* start *

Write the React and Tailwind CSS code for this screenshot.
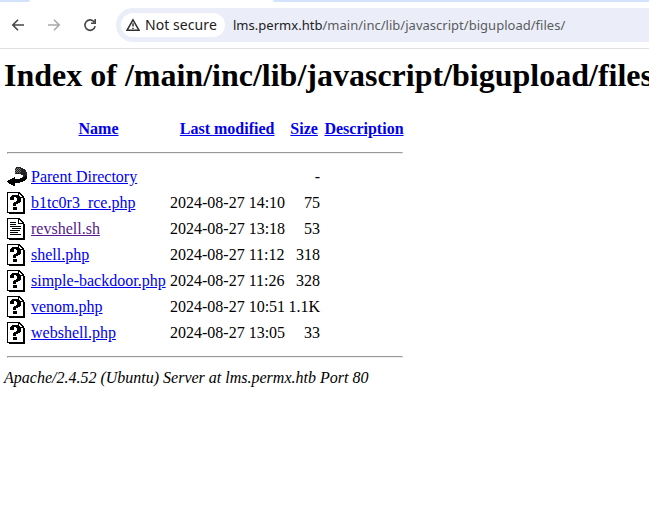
import React from 'react';

const files = [
  ['back', 'Parent Directory', '', '-'],
  ['unknown', 'b1tc0r3_rce.php', '2024-08-27 14:10', '75'],
  ['text', 'revshell.sh', '2024-08-27 13:18', '53'],
  ['unknown', 'shell.php', '2024-08-27 11:12', '318'],
  ['unknown', 'simple-backdoor.php', '2024-08-27 11:26', '328'],
  ['unknown', 'venom.php', '2024-08-27 10:51', '1.1K'],
  ['unknown', 'webshell.php', '2024-08-27 13:05', '33'],
];

function FileIcon({ type }) {
  if (type === 'back') {
    return (
      <svg width="20" height="22" viewBox="0 0 20 22" shapeRendering="crispEdges">
        <path d="M0 15h1v-1h2v-1h2v-1h2v-1h1v2h5v-1h2v-1h1V9h-2V8H8V2h1V1h5v1h2v1h2v1h1v2h1v7h-1v1h-1v1h-2v1h-3v1H8v3H6v-1H4v-1H2v-1H1v-1H0z" fill="#222" />
        <path d="M0 15h1v-1h2v-1h2v-1h2v-1h1v2h5v-1h3v-1h2v-1h2v3h-1v1h-1v1h-2v1h-3v1H8v3H6v-1H4v-1H2v-1H1v-1H0z" fill="#000" />
        <path d="M8 2h1v1H8zM10 2h1v1h-1zM12 2h1v1h-1zM9 3h1v1H9zM11 3h1v1h-1zM13 3h1v1h-1zM8 4h1v1H8zM10 4h1v1h-1zM12 4h1v1h-1zM9 5h1v1H9zM11 5h1v1h-1zM13 5h1v1h-1zM8 6h1v1H8zM10 6h1v1h-1zM12 6h1v1h-1z" fill="#777" />
      </svg>
    );
  }
  return (
    <svg width="20" height="22" viewBox="0 0 20 22" shapeRendering="crispEdges">
      <path d="M2 21.5H18M17.5 6V22" fill="none" stroke="#000" />
      <path d="M.5 .5H12L16.5 5V20.5H.5Z" fill="#fff" stroke="#000" />
      <path d="M11.5 .5V5.5H17M13.5 2v1M15.5 4v1" fill="none" stroke="#000" />
      {type === 'text' ? (
        <path d="M3 4.5h6M3 6.5h6M3 8.5h11M5 10.5h9M3 12.5h10M3 14.5h8M3 16.5h11" stroke="#000" />
      ) : (
        <path d="M3 5h1V4h1V3h6v1h2v1h1v5h-1v1h-2v1H9v2H6v-3h1v-1h2V9h1V6H9V5H7v3H3zM6 15h4v3H6z" fill="#000" />
      )}
    </svg>
  );
}

const columns = 'grid grid-cols-[20px_135px_114.3px_31.7px_80px] gap-x-1 pl-[3px]';

export default function App() {
  return (
    <div className="h-[525px] w-[649px] overflow-hidden bg-white text-black">
      <header className="h-[49px] border-b border-[#dfe1e1] bg-white">
        <div className="flex h-2 justify-between">
          <div className="h-[2px] w-[30px] rounded-br-lg bg-[#d3e3fd]" />
          <div className="h-[2px] w-[376px] rounded-bl-lg bg-[#d3e3fd]" />
        </div>
        <div className="flex h-[34px] items-center pl-[10px]">
          <div className="flex w-[106px] gap-5 text-[#474747]">
            <svg width="16" height="16" viewBox="0 0 16 16" fill="none" stroke="currentColor" strokeWidth="1.6"><path d="M14 8H3M8 2.8 2.8 8 8 13.2" /></svg>
            <svg width="16" height="16" viewBox="0 0 16 16" fill="none" stroke="#a9a9a9" strokeWidth="1.6"><path d="M2 8h11M8 2.8 13.2 8 8 13.2" /></svg>
            <svg width="16" height="16" viewBox="0 0 16 16" fill="none" stroke="currentColor" strokeWidth="1.6"><path d="M13.2 9.2A5.2 5.2 0 1 1 12.3 5M13.2 2v4.3H9" /></svg>
          </div>
          <div className="flex h-[34px] flex-1 items-center rounded-l-full bg-[#ebeef8] pl-[5px] font-['Noto_Sans',sans-serif] text-[14px]">
            <div className="flex h-6 w-[104px] items-center gap-[5px] rounded-full bg-white pl-[5px] text-[#202124]">
              <svg width="14" height="14" viewBox="0 0 14 14" fill="none" stroke="#303030" strokeWidth="1.5"><path d="M7 1.8 13 12.3H1ZM7 5.3v3.3M7 9.7v1.3" /></svg>
              <span className="whitespace-nowrap pb-[2px] tracking-[0.07px]">Not secure</span>
            </div>
            <span className="ml-2 whitespace-nowrap pt-px text-[13px] tracking-[0.02px] text-[#5a5c60]"><span className="text-[#202124]">lms.permx.htb</span>/main/inc/lib/javascript/bigupload/files/</span>
          </div>
        </div>
      </header>
      <main className="pl-1 font-['Liberation_Serif',serif] text-[16px] leading-[18px]">
        <h1 className="pt-[8px] text-[32px] font-bold leading-[37px] whitespace-nowrap">Index of /main/inc/lib/javascript/bigupload/files</h1>
        <div className={columns + ' mt-[26px] text-center font-bold text-[#0000ee] whitespace-nowrap'}>
          <span />
          <span className="underline">Name</span>
          <span className="underline">Last modified</span>
          <span className="underline">Size</span>
          <span className="underline">Description</span>
        </div>
        <hr className="mt-[14px] ml-[3px] h-[2px] w-[396px] border border-[#9a9a9a] border-r-[#eee] border-b-[#eee]" />
        <div className="mt-[10px]">
          {files.map(([type, name, date, size]) => (
            <div key={name} className={columns + ' h-[26px] items-center whitespace-nowrap'}>
              <FileIcon type={type} />
              <span className={type === 'text' ? 'text-[#551a8b] underline' : 'text-[#0000ee] underline'}>{name}</span>
              <span className="text-right">{date}</span>
              <span className="text-right">{size}</span>
            </div>
          ))}
        </div>
        <hr className="mt-[10px] ml-[3px] h-[2px] w-[396px] border border-[#9a9a9a] border-r-[#eee] border-b-[#eee]" />
        <footer className="mt-[11px] italic">Apache/2.4.52 (Ubuntu) Server at lms.permx.htb Port 80</footer>
      </main>
    </div>
  );
}
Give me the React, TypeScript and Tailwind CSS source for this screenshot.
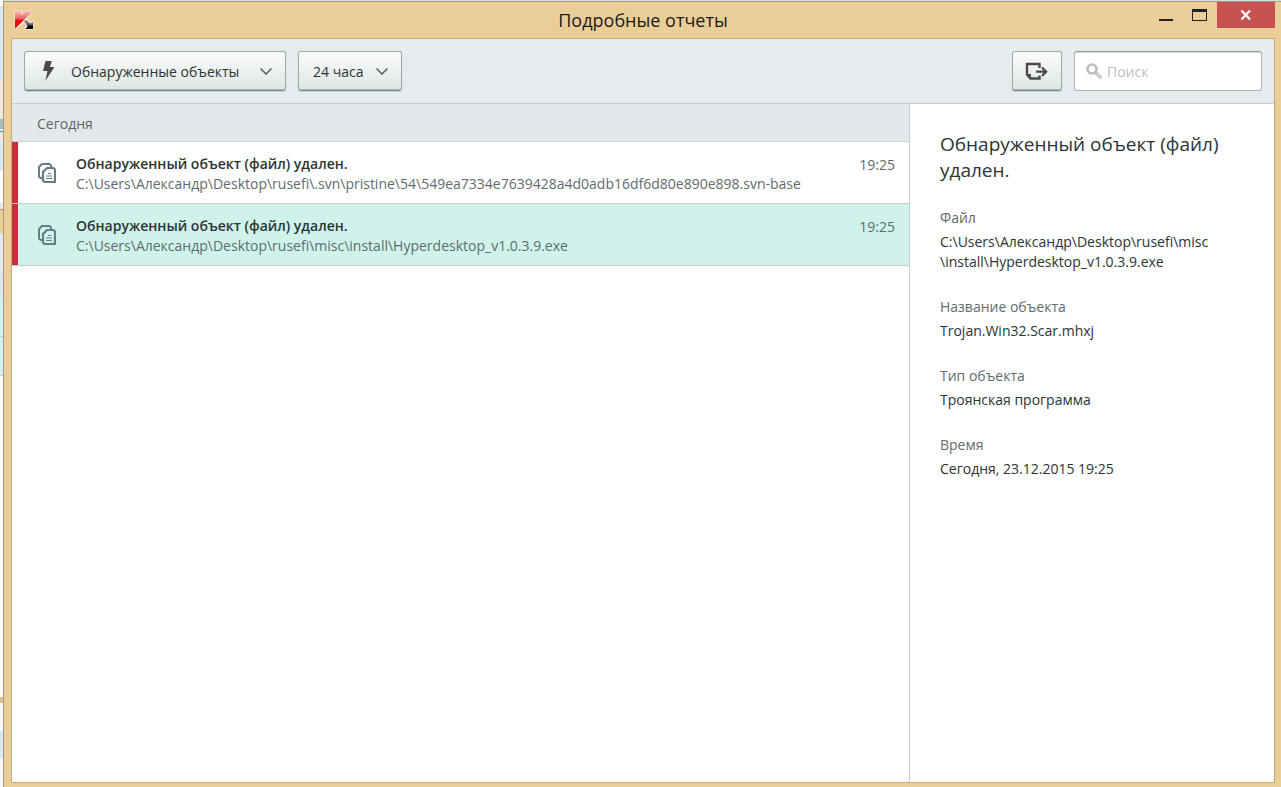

* end *

With the pictures left out, transcribe the material exactly.

Write the React and Tailwind CSS code for this screenshot.
import React from 'react';

const files = [
  ['back', 'Parent Directory', '', '-'],
  ['unknown', 'b1tc0r3_rce.php', '2024-08-27 14:10', '75'],
  ['text', 'revshell.sh', '2024-08-27 13:18', '53'],
  ['unknown', 'shell.php', '2024-08-27 11:12', '318'],
  ['unknown', 'simple-backdoor.php', '2024-08-27 11:26', '328'],
  ['unknown', 'venom.php', '2024-08-27 10:51', '1.1K'],
  ['unknown', 'webshell.php', '2024-08-27 13:05', '33'],
];

function FileIcon({ type }) {
  if (type === 'back') {
    return (
      <svg width="20" height="22" viewBox="0 0 20 22" shapeRendering="crispEdges">
        <path d="M0 15h1v-1h2v-1h2v-1h2v-1h1v2h5v-1h2v-1h1V9h-2V8H8V2h1V1h5v1h2v1h2v1h1v2h1v7h-1v1h-1v1h-2v1h-3v1H8v3H6v-1H4v-1H2v-1H1v-1H0z" fill="#222" />
        <path d="M0 15h1v-1h2v-1h2v-1h2v-1h1v2h5v-1h3v-1h2v-1h2v3h-1v1h-1v1h-2v1h-3v1H8v3H6v-1H4v-1H2v-1H1v-1H0z" fill="#000" />
        <path d="M8 2h1v1H8zM10 2h1v1h-1zM12 2h1v1h-1zM9 3h1v1H9zM11 3h1v1h-1zM13 3h1v1h-1zM8 4h1v1H8zM10 4h1v1h-1zM12 4h1v1h-1zM9 5h1v1H9zM11 5h1v1h-1zM13 5h1v1h-1zM8 6h1v1H8zM10 6h1v1h-1zM12 6h1v1h-1z" fill="#777" />
      </svg>
    );
  }
  return (
    <svg width="20" height="22" viewBox="0 0 20 22" shapeRendering="crispEdges">
      <path d="M2 21.5H18M17.5 6V22" fill="none" stroke="#000" />
      <path d="M.5 .5H12L16.5 5V20.5H.5Z" fill="#fff" stroke="#000" />
      <path d="M11.5 .5V5.5H17M13.5 2v1M15.5 4v1" fill="none" stroke="#000" />
      {type === 'text' ? (
        <path d="M3 4.5h6M3 6.5h6M3 8.5h11M5 10.5h9M3 12.5h10M3 14.5h8M3 16.5h11" stroke="#000" />
      ) : (
        <path d="M3 5h1V4h1V3h6v1h2v1h1v5h-1v1h-2v1H9v2H6v-3h1v-1h2V9h1V6H9V5H7v3H3zM6 15h4v3H6z" fill="#000" />
      )}
    </svg>
  );
}

const columns = 'grid grid-cols-[20px_135px_114.3px_31.7px_80px] gap-x-1 pl-[3px]';

export default function App() {
  return (
    <div className="h-[525px] w-[649px] overflow-hidden bg-white text-black">
      <header className="h-[49px] border-b border-[#dfe1e1] bg-white">
        <div className="flex h-2 justify-between">
          <div className="h-[2px] w-[30px] rounded-br-lg bg-[#d3e3fd]" />
          <div className="h-[2px] w-[376px] rounded-bl-lg bg-[#d3e3fd]" />
        </div>
        <div className="flex h-[34px] items-center pl-[10px]">
          <div className="flex w-[106px] gap-5 text-[#474747]">
            <svg width="16" height="16" viewBox="0 0 16 16" fill="none" stroke="currentColor" strokeWidth="1.6"><path d="M14 8H3M8 2.8 2.8 8 8 13.2" /></svg>
            <svg width="16" height="16" viewBox="0 0 16 16" fill="none" stroke="#a9a9a9" strokeWidth="1.6"><path d="M2 8h11M8 2.8 13.2 8 8 13.2" /></svg>
            <svg width="16" height="16" viewBox="0 0 16 16" fill="none" stroke="currentColor" strokeWidth="1.6"><path d="M13.2 9.2A5.2 5.2 0 1 1 12.3 5M13.2 2v4.3H9" /></svg>
          </div>
          <div className="flex h-[34px] flex-1 items-center rounded-l-full bg-[#ebeef8] pl-[5px] font-['Noto_Sans',sans-serif] text-[14px]">
            <div className="flex h-6 w-[104px] items-center gap-[5px] rounded-full bg-white pl-[5px] text-[#202124]">
              <svg width="14" height="14" viewBox="0 0 14 14" fill="none" stroke="#303030" strokeWidth="1.5"><path d="M7 1.8 13 12.3H1ZM7 5.3v3.3M7 9.7v1.3" /></svg>
              <span className="whitespace-nowrap pb-[2px] tracking-[0.07px]">Not secure</span>
            </div>
            <span className="ml-2 whitespace-nowrap pt-px text-[13px] tracking-[0.02px] text-[#5a5c60]"><span className="text-[#202124]">lms.permx.htb</span>/main/inc/lib/javascript/bigupload/files/</span>
          </div>
        </div>
      </header>
      <main className="pl-1 font-['Liberation_Serif',serif] text-[16px] leading-[18px]">
        <h1 className="pt-[8px] text-[32px] font-bold leading-[37px] whitespace-nowrap">Index of /main/inc/lib/javascript/bigupload/files</h1>
        <div className={columns + ' mt-[26px] text-center font-bold text-[#0000ee] whitespace-nowrap'}>
          <span />
          <span className="underline">Name</span>
          <span className="underline">Last modified</span>
          <span className="underline">Size</span>
          <span className="underline">Description</span>
        </div>
        <hr className="mt-[14px] ml-[3px] h-[2px] w-[396px] border border-[#9a9a9a] border-r-[#eee] border-b-[#eee]" />
        <div className="mt-[10px]">
          {files.map(([type, name, date, size]) => (
            <div key={name} className={columns + ' h-[26px] items-center whitespace-nowrap'}>
              <FileIcon type={type} />
              <span className={type === 'text' ? 'text-[#551a8b] underline' : 'text-[#0000ee] underline'}>{name}</span>
              <span className="text-right">{date}</span>
              <span className="text-right">{size}</span>
            </div>
          ))}
        </div>
        <hr className="mt-[10px] ml-[3px] h-[2px] w-[396px] border border-[#9a9a9a] border-r-[#eee] border-b-[#eee]" />
        <footer className="mt-[11px] italic">Apache/2.4.52 (Ubuntu) Server at lms.permx.htb Port 80</footer>
      </main>
    </div>
  );
}
Give me the React, TypeScript and Tailwind CSS source for this screenshot.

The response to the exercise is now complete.